Workaround: Update the defined entity with the correct schema (using direct defined entity api) and sync the defined entity using CSE server API - GET on https://<vcd-ip>/api/cse/3.0/clusters/<id>

In CSE 3.0 configured with vCD 10.2, native clusters are stuck in CREATE:IN_PROGRESS state.

When native clusters are stuck in such state, it means that the cluster creation has failed for unknown reason, and the representing defined entity has not transitioned to the ERROR state.

Workaround:

  1. Delete the defined entity
    • POST https://<vcd-fqdn>/cloudapi/1.0.0/entities/<cluster-id>/resolve
    • DEL https://<vcd-fqdn>/cloudapi/1.0.0/entities/<cluster-id>
  2. Delete the cluster vApp.
    • Retrieve the vApp ID. vApp Id is same as the externalID value in the corresponding defined entity
      • GET https://<vcd-fqdn>/cloudapi/1.0.0/entities/<cluster-id>
    • Delete the corresponding cluster vApp

In CSE 3.0 configured with vCD 10.1, prevent native clusters from getting deployed in Ent-PKS enbled ovdc(s)

As native clusters are by default allowed to be deployed on any organization virtual datacenters in this set-up, native clusters can inadvertently be deployed on Ent-PKS enbled ovdc(s).

Workaround: We can prevent that by protecting native templates using template rules. Refer CSE 2.6 template restriction.

Unable to change the default storage profile for Native cluster deployments

The default storage profile for native cluster deployments can’t be changed in CSE, unless specified via CLI.

vCD follows particular order of precedence to pick the storage-profile for any VM instantiation:

  1. User-specified storage-profile
  2. Storage-profile with which the template is created (if VM is being instantiated from a template)
  3. Organization virtual datacenter default storage-profile

Workaround:

  1. Disable the storage-profile with which the template is created on the ovdc.
  2. Set the desired storage-profile as default on the ovdc.

Failures during template creation or installation

CSE service fails to start

Cluster creation fails when VCD external network has a DNS suffix and the DNS server resolves localhost.my.suffix to a valid IP

This is due to a bug in etcd (More detail HERE, with the kubeadm config file contents necessary for the workaround specified in this comment).
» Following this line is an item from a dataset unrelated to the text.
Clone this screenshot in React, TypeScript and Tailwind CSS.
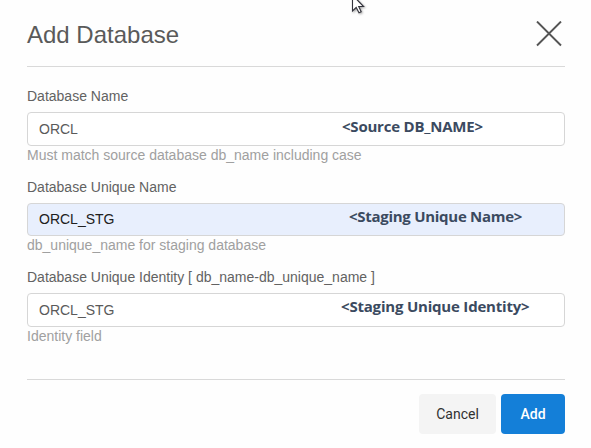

The main issue is that etcd prioritizes the DNS server (if it exists) over the /etc/hosts file to resolve hostnames, when the conventional behavior would be to prioritize checking any hosts files before going to the DNS server. This becomes problematic when kubeadm attempts to initialize the control plane node using localhost. etcd checks the DNS server for any entry like localhost.suffix, and if this actually resolves to an IP, attempts to do some operations involving that incorrect IP, instead of localhost.
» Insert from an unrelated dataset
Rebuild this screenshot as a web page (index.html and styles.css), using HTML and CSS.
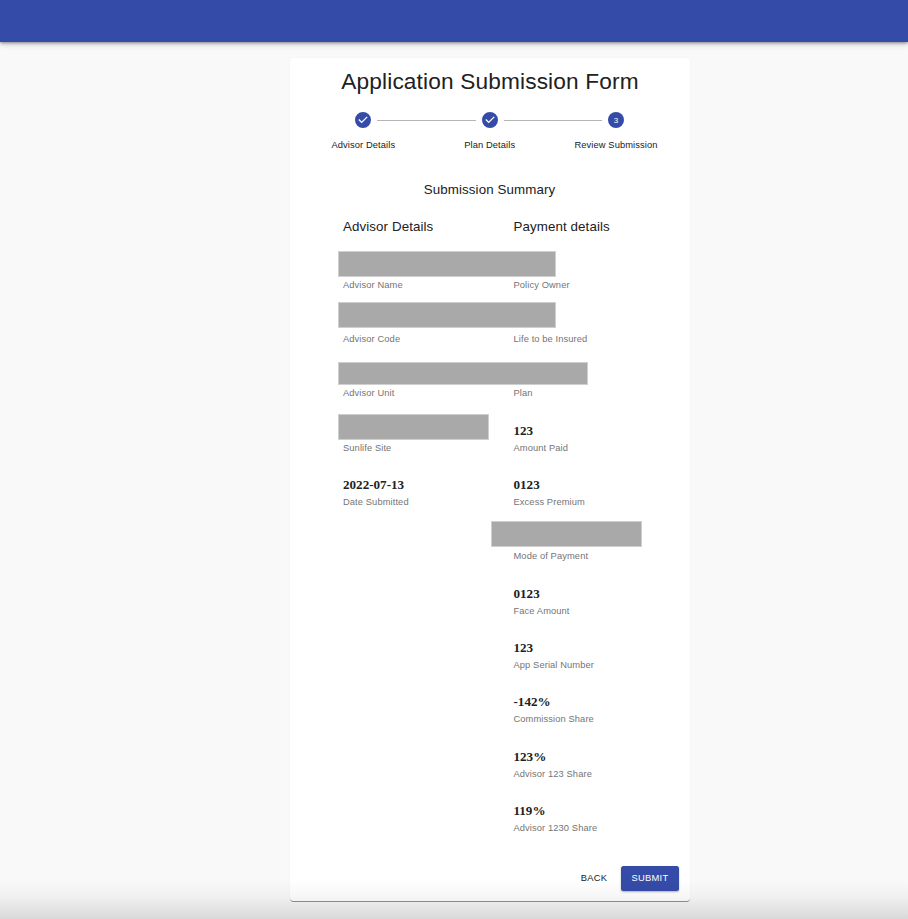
FILE: index.html
```html
<!DOCTYPE html>
<html lang="en">
<head>
<meta charset="utf-8">
<title>Application Submission Form</title>
<link rel="stylesheet" href="styles.css">
</head>
<body>
<header class="app-bar"></header>
<main class="paper">
  <h1 class="title">Application Submission Form</h1>
  <ol class="stepper">
    <li class="step">
      <svg class="step-icon" viewBox="0 0 24 24"><path d="M12 0a12 12 0 1 0 0 24 12 12 0 0 0 0-24zm-2 17l-5-5 1.400-1.400 3.600 3.600 7.600-7.600L19 8l-9 9z"/></svg>
      <span class="step-label">Advisor Details</span>
    </li>
    <li class="step step-linked">
      <svg class="step-icon" viewBox="0 0 24 24"><path d="M12 0a12 12 0 1 0 0 24 12 12 0 0 0 0-24zm-2 17l-5-5 1.400-1.400 3.600 3.600 7.600-7.600L19 8l-9 9z"/></svg>
      <span class="step-label">Plan Details</span>
    </li>
    <li class="step step-linked">
      <span class="step-icon step-number">3</span>
      <span class="step-label">Review Submission</span>
    </li>
  </ol>
  <h2 class="summary-title">Submission Summary</h2>
  <div class="columns">
    <section class="column">
      <h3 class="column-title">Advisor Details</h3>
      <div class="field"><span class="mask mask-name"></span><b class="value"></b><span class="label">Advisor Name</span></div>
      <div class="field"><span class="mask mask-code"></span><b class="value"></b><span class="label">Advisor Code</span></div>
      <div class="field"><span class="mask mask-unit"></span><b class="value"></b><span class="label">Advisor Unit</span></div>
      <div class="field"><span class="mask mask-site"></span><b class="value"></b><span class="label">Sunlife Site</span></div>
      <div class="field"><b class="value">2022-07-13</b><span class="label">Date Submitted</span></div>
    </section>
    <section class="column">
      <h3 class="column-title">Payment details</h3>
      <div class="field"><b class="value"></b><span class="label">Policy Owner</span></div>
      <div class="field"><b class="value"></b><span class="label">Life to be Insured</span></div>
      <div class="field"><b class="value"></b><span class="label">Plan</span></div>
      <div class="field"><b class="value">123</b><span class="label">Amount Paid</span></div>
      <div class="field"><b class="value">0123</b><span class="label">Excess Premium</span></div>
      <div class="field"><span class="mask mask-mode"></span><b class="value"></b><span class="label">Mode of Payment</span></div>
      <div class="field"><b class="value">0123</b><span class="label">Face Amount</span></div>
      <div class="field"><b class="value">123</b><span class="label">App Serial Number</span></div>
      <div class="field"><b class="value">-142%</b><span class="label">Commission Share</span></div>
      <div class="field"><b class="value">123%</b><span class="label">Advisor 123 Share</span></div>
      <div class="field"><b class="value">119%</b><span class="label">Advisor 1230 Share</span></div>
    </section>
  </div>
  <div class="actions">
    <button class="button" type="button">BACK</button>
    <button class="button button-primary" type="button">SUBMIT</button>
  </div>
</main>
<div class="bottom-shade"></div>
</body>
</html>
```
FILE: styles.css
```css
* { box-sizing: border-box; }

body {
  margin: 0;
  height: 919px;
  overflow: hidden;
  background: #f9f9f9;
  color: #212121;
  font-family: "Liberation Sans", Arial, sans-serif;
}

h1, h2, h3, ol { margin: 0; padding: 0; font-weight: 400; }

.app-bar {
  height: 42px;
  background: #354ba8;
  box-shadow: 0 1px 3px rgba(0, 0, 0, .4), 0 3px 6px rgba(0, 0, 0, .12);
}

.paper {
  width: 400px;
  height: 843px;
  margin: 16px 0 0 290px;
  padding-top: 9px;
  background: #fff;
  border-radius: 3px;
  box-shadow: 0 1px 0 -.3px rgba(0, 0, 0, .55), 0 0 2px rgba(0, 0, 0, .05);
}

.title {
  font-size: 22.67px;
  line-height: 28px;
  letter-spacing: .15px;
  text-align: center;
}

.stepper {
  display: flex;
  width: 379px;
  margin: 17px 0 0 10.200px;
  list-style: none;
}

.step {
  position: relative;
  flex: 1;
  display: flex;
  flex-direction: column;
  align-items: center;
}

.step-linked::before {
  content: "";
  position: absolute;
  top: 8px;
  left: calc(-50% + 14px);
  right: calc(50% + 14px);
  height: 1px;
  background: #b5b5b5;
}

.step-icon { width: 16px; height: 16px; fill: #354ba8; }

.step-number {
  border-radius: 50%;
  background: #354ba8;
  color: #fff;
  font-size: 8px;
  line-height: 17px;
  text-align: center;
}

.step-label {
  margin-top: 10px;
  font-size: 9.33px;
  line-height: 14px;
  letter-spacing: .1px;
}

.summary-title {
  margin: 28px 1px 0 0;
  font-size: 13.33px;
  line-height: 20px;
  letter-spacing: .1px;
  text-align: center;
}

.columns {
  display: grid;
  grid-template-columns: 170.500px 170.500px;
  margin: 17px 0 0 53px;
}

.column-title {
  height: 32px;
  font-size: 13.33px;
  line-height: 20px;
  letter-spacing: .1px;
}

.field {
  position: relative;
  height: 54.330px;
  padding-top: 9.600px;
}

.value, .label { display: block; white-space: nowrap; }

.value {
  height: 18.200px;
  font-family: "Liberation Serif", "Times New Roman", serif;
  font-size: 13.100px;
  line-height: 18px;
}

.label {
  color: #757575;
  font-size: 9.33px;
  line-height: 17px;
  letter-spacing: .1px;
}

.mask {
  position: absolute;
  left: -5px;
  border: 1px solid #cfcfcf;
  background: #a9a9a9;
}

.mask-name { top: 2px; width: 218px; height: 26px; }
.mask-code { top: -1px; width: 218px; height: 26px; }
.mask-unit { top: 4px; width: 250px; height: 23px; }
.mask-site { top: 2px; width: 151px; height: 26px; }
.mask-mode { top: .300px; left: -22.500px; width: 151px; height: 26px; }

.actions {
  display: flex;
  justify-content: flex-end;
  gap: 3px;
  margin: 19.700px 11px 0 0;
}

.button {
  width: 48px;
  height: 25px;
  padding: 0;
  border: 0;
  border-radius: 2.500px;
  background: none;
  color: #212121;
  font: 9.33px/25px "Liberation Sans", Arial, sans-serif;
  letter-spacing: .27px;
}

.button-primary {
  width: 58px;
  background: #354ba8;
  color: #fff;
  box-shadow: 0 1px 2px rgba(0, 0, 0, .3);
}

.bottom-shade {
  position: absolute;
  top: 879px;
  left: 0;
  right: 0;
  height: 40px;
  background: linear-gradient(rgba(0, 0, 0, 0), rgba(0, 0, 0, .03) 42%, rgba(0, 0, 0, .13));
  pointer-events: none;
}
```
The workaround (More detail HERE is to create a kubeadm config file (no way to specify listen-peer-urls argument in command line), and modify the kubeadm init command in the CSE control plane script for the template of the cluster you are attempting to deploy. CSE control plane script is located at ~/.cse-scripts/<template name>_rev<template_revision>/scripts/mstr.sh

Change command from, kubeadm init --kubernetes-version=v1.13.5 > /root/kubeadm-init.out to kubeadm init --config >/path/to/kubeadm.yaml > /root/kubeadm-init.out

Kubernetes version has to be specified within the configuration file itself, since --kubernetes-version and --config are incompatible.